Your goal:
Answer with a single number: how many lines in the listing below include "React"?

— BEGIN Supplied data —

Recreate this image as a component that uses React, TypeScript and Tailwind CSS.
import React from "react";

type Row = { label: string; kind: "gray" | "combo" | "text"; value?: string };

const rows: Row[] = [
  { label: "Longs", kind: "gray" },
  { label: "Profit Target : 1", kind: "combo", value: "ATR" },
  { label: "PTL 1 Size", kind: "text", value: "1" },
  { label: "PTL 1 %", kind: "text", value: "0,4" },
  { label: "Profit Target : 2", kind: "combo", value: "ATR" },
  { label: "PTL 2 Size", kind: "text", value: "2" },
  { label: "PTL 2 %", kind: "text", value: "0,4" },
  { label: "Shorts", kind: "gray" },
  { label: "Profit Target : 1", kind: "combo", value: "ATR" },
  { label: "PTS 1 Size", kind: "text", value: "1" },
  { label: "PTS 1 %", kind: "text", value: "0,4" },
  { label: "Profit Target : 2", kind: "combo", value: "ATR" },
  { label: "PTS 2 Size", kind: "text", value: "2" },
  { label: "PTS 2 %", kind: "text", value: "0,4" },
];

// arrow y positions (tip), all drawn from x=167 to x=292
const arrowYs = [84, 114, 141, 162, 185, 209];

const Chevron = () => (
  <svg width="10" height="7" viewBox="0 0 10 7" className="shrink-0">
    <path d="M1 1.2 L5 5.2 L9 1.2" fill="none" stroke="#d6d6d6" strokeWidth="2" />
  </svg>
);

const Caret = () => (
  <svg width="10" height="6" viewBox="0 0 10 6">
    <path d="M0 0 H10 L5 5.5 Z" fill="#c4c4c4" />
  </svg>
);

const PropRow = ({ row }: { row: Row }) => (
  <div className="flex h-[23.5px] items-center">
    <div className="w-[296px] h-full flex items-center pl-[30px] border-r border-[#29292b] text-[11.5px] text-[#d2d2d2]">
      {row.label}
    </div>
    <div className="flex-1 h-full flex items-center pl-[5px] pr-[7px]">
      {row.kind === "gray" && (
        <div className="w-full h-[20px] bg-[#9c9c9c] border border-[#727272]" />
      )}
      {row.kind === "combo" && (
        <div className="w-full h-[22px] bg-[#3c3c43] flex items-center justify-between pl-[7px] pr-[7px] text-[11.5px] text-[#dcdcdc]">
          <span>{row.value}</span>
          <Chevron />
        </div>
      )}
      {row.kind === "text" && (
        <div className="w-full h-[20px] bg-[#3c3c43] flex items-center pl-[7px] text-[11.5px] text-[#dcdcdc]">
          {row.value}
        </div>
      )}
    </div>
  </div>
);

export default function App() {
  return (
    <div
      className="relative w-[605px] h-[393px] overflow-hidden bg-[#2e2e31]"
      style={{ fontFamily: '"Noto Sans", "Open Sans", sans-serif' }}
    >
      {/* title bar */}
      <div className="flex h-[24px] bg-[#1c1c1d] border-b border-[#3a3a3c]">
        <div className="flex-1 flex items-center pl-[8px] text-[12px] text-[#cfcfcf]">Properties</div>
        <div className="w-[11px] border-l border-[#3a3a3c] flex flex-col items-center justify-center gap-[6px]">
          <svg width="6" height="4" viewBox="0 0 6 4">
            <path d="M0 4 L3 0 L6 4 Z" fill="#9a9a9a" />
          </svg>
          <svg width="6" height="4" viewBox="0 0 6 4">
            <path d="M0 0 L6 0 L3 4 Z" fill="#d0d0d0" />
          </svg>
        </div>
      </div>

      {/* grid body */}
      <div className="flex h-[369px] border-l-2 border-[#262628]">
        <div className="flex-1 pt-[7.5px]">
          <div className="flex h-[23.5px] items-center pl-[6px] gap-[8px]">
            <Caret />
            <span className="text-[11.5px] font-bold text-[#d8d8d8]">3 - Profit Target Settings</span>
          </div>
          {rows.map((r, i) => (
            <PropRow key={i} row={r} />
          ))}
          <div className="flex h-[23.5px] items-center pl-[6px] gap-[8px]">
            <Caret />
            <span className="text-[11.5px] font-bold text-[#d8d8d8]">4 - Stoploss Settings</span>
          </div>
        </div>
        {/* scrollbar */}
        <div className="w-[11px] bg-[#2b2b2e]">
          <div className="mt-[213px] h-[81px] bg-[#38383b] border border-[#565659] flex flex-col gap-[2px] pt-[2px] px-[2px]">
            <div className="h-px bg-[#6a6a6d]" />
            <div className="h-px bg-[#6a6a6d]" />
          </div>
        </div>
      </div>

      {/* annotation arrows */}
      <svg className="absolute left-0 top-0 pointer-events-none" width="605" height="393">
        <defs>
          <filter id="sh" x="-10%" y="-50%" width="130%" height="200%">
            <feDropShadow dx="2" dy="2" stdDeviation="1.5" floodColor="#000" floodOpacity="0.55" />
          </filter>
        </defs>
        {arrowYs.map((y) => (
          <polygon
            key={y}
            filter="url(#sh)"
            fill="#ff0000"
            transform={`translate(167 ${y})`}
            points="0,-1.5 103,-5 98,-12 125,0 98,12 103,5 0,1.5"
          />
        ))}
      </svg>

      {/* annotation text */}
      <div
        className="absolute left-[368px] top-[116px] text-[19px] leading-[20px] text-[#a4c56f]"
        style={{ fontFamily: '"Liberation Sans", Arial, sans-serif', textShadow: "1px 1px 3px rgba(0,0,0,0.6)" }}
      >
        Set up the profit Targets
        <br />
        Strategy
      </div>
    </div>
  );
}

— END Supplied data —

Finished exercise:
2